The Cyber Action Plan also has implications for the large ecosystem of suppliers supporting government services.

"For suppliers, clearer expectations should reduce ambiguity about what 'good' looks like," Taylor said. "The trade-off is that there will likely be tighter assurance requirements and more effort needed to demonstrate that controls are operating continuously, not just documented."

Madders said alignment with existing frameworks would be essential, particularly for smaller providers.

"Ideally, expectations should align with recognised standards like the NCSC Cyber Assessment Framework or Cyber Essentials Plus, rather than creating new checklists," he said. "Requirements need to be proportionate, otherwise there's a risk only the largest vendors can keep up."

From alerts to outcomes

Whitelaw said delivering real improvements would require a shift away from volume-driven security operations.

"Success depends on prioritising risk based on behaviour, context and entities, rather than drowning teams in alerts," he said. "Automation and AI can help cut through manual triage and demonstrate security effectiveness in real operational conditions, not just on paper."

People and delivery

Finally, executives stressed that sustained investment, operational delivery and culture change would determine whether the plan delivers lasting impact.

"There are no silver bullets," Taylor said. "The difference will be made by steady execution rather than grand announcements.

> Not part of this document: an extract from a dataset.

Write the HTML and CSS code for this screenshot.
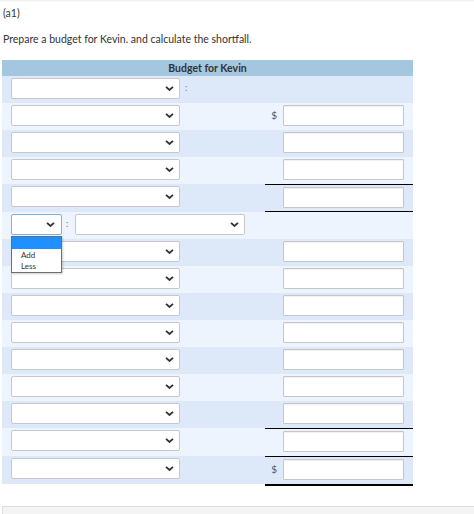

Improving connectivity without strengthening security only increases the blast radius when something goes wrong."

Madders added that capacity constraints remain a major concern. "Public sector teams are already stretched. The Cyber Unit must be realistically resourced so departments can implement, test and maintain controls over time."

Taylor concluded that culture and training would be just as important as technology. "If this becomes a box-ticking exercise, it will fail. Cyber resilience has to be treated as an organisation-wide priority, not something left to compliance teams alone."